A Dog’s Love

by | May 11, 2014 | Death

It was raining on the day I took my St. Bernard, Buddy to the vet for the last time. It was raining on my windshield, it was raining in my eyes, and it was raining in my soul. My heart was heavy with the sadness of knowing that I would soon be losing a friend who had always touched my soul with his sad face and sweet personality. When he was a puppy I used to carry him around in one arm. Now his 170 lb body was ancient and ailing. Throughout all his life he had protected us with his strength and loved us with his gentleness.

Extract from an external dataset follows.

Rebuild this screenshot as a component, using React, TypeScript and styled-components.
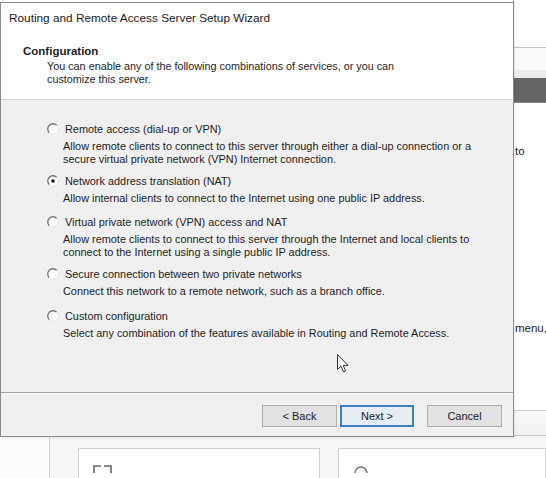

He was a part of our family and taking him on this last ride was one of the hardest things I ever had to do.

My voice like my spirit felt broken as I told the vet that it was best to end Buddy’s suffering now. I had watched over the last year as he slowed down. He was in a lot of pain. He seemed more and more irritable and uncomfortable with each passing day. Finally there came a point when I knew it was time to let him go. His days here on Earth may have been short by our standards, but every single one of them was full of love.

A person who didn’t own dogs once asked me why I would put myself through such pain. Why would I bring dogs into my home knowing that eight, ten, or fifteen years later I would be losing them to death? I couldn’t answer him at the time, but looking back on Buddy’s years with us I think I can now. A dog’s love is unconditional. It is pure. It is strong. It is blessed. It gives us such great happiness. It reminds us of what God’s love for us must be like. It shows us what our own love is capable of becoming. A dog’s love makes us better. If I have to suffer this pain then to have that love then I will do so gladly.

Take care dear Buddy until I see you again. You made me better. You helped me to love. You gave me so much joy. I will forever cherish in my heart the years we had here together.